Throughout the hearings, TEP ballyhooed its great efforts to parley with affected residents. Falco felt otherwise, saying his own e-mail correspondences with Lucero ended abruptly, apparently when his opposition to the power lines became obvious.

Falco's remarks contradicted earlier TEP testimony that those correspondences had stopped for legal reasons, after Falco registered as an intervenor.

"I would like to point out that the last e-mail I received ... was March 16," the astronomer said. "That precedes by a month my intervenor status." He paused. "Mr. Lucero did send me (another) e-mail. I think his last one was April 13. So that also precedes my status as an intervenor. I think that reflects on how well TEP has actually communicated with the public."

Heyman leaned into the microphone. "Mr. Falco, I have here a copy of your notice for a motion to intervene, which is dated April 12, 2001. Is that correct?"

"I believe that's correct," Falco replied.

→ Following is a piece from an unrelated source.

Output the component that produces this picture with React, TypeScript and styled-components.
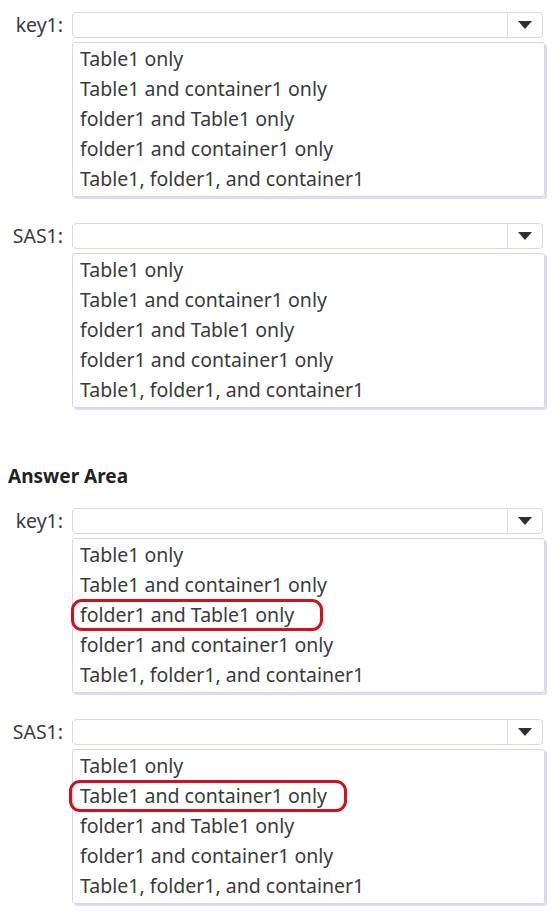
import React from "react";
import styled, { createGlobalStyle } from "styled-components";

const options = [
  "Table1 only",
  "Table1 and container1 only",
  "folder1 and Table1 only",
  "folder1 and container1 only",
  "Table1, folder1, and container1",
];

type Mark = { index: number; left: number; width: number };

const blocks: { label: string; mark?: Mark }[][] = [
  [{ label: "key1:" }, { label: "SAS1:" }],
  [
    { label: "key1:", mark: { index: 2, left: -2, width: 252 } },
    { label: "SAS1:", mark: { index: 1, left: -4, width: 278 } },
  ],
];

const GlobalStyle = createGlobalStyle`
  body {
    margin: 0;
    background: #ffffff;
    font-family: "Noto Sans", "Open Sans", sans-serif;
    color: #3a3a3a;
  }
`;

const Page = styled.div`
  padding: 12px 13px 0 8px;
  display: flex;
  flex-direction: column;
`;

const Group = styled.div<{ $gap: number }>`
  display: flex;
  flex-direction: column;
  margin-bottom: ${(p) => p.$gap}px;
`;

const Block = styled.div`
  display: flex;
  flex-direction: column;
  margin-bottom: 26px;
`;

const Row = styled.div`
  display: flex;
  align-items: center;
`;

const Label = styled.div`
  width: 55px;
  margin-right: 9px;
  text-align: right;
  font-size: 19.5px;
  line-height: 26px;
  white-space: nowrap;
`;

const Select = styled.div`
  flex: 1;
  height: 26px;
  margin-right: 2px;
  box-sizing: border-box;
  border: 1px solid #d9d9e4;
  border-radius: 4px;
  display: flex;
  justify-content: flex-end;
`;

const Arrow = styled.div`
  width: 34px;
  border-left: 1px solid #dedee6;
  display: flex;
  align-items: center;
  justify-content: center;
`;

const List = styled.ul`
  list-style: none;
  margin: 4px 0 0 64px;
  padding: 1px 0 2px 0;
  box-sizing: border-box;
  border: 1px solid #d6d6e8;
  border-radius: 3px;
  box-shadow: 2px 2px 0 #dcdcf6;
`;

const Item = styled.li`
  position: relative;
  padding-left: 7px;
  font-size: 19.5px;
  line-height: 30px;
  white-space: nowrap;
`;

const Ring = styled.span`
  position: absolute;
  top: -1px;
  height: 32px;
  box-sizing: border-box;
  border: 3px solid #d0101c;
  border-radius: 11px;
`;

const Heading = styled.div`
  font-weight: 700;
  font-size: 19px;
  line-height: 24px;
  color: #222;
  margin: 0 0 20px 0;
`;

const Caret = () => (
  <svg width="14" height="8" viewBox="0 0 14 8">
    <path d="M0 0 H14 L7 8 Z" fill="#2f2f2f" />
  </svg>
);

const Dropdown = ({ label, mark }: { label: string; mark?: Mark }) => (
  <Block>
    <Row>
      <Label>{label}</Label>
      <Select>
        <Arrow>
          <Caret />
        </Arrow>
      </Select>
    </Row>
    <List>
      {options.map((o, i) => (
        <Item key={o}>
          {mark && mark.index === i && (
            <Ring style={{ left: mark.left, width: mark.width }} />
          )}
          {o}
        </Item>
      ))}
    </List>
  </Block>
);

export default function App() {
  return (
    <>
      <GlobalStyle />
      <Page>
        <Group $gap={30}>
          {blocks[0].map((b, i) => (
            <Dropdown key={i} {...b} />
          ))}
        </Group>
        <Heading>Answer Area</Heading>
        <Group $gap={0}>
          {blocks[1].map((b, i) => (
            <Dropdown key={i} {...b} />
          ))}
        </Group>
      </Page>
    </>
  );
}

"And you indicated that the last communication you had with Mr. Lucero was April 13?" .

Brief silence. "Yes, I believe that is correct," Falco said, his voice faltering.

"Thank-you, no further questions," Heyman said, obviously rather pleased with himself. Behind him, a fleeting smirk flashed across Lucero's face.

Outside after the meeting, Falco was asked about the questionable April 13 e-mail.

"Actually, Larry Lucero only sent me that April 13 e-mail by mistake," Falco said. "It was supposed to go to Ed Beck, TEP's transmission planning supervisor.

"I can read it to you," he continued, whipping out a copy of the on-line note. "Mr. Lucero writes 'This individual is not on the Santa Cruz County Energy Commission, as I thought previously. Have you responded to these questions?'"

Heyman and Grant stood chatting in a far corner, as Falco carefully folded the e-mail and placed it in his bag.

Grant lit up a cigarette, and blew the smoke above Heyman's head with a prolonged sigh.

Sure it's a dirty job. But hey, somebody's gotta do it.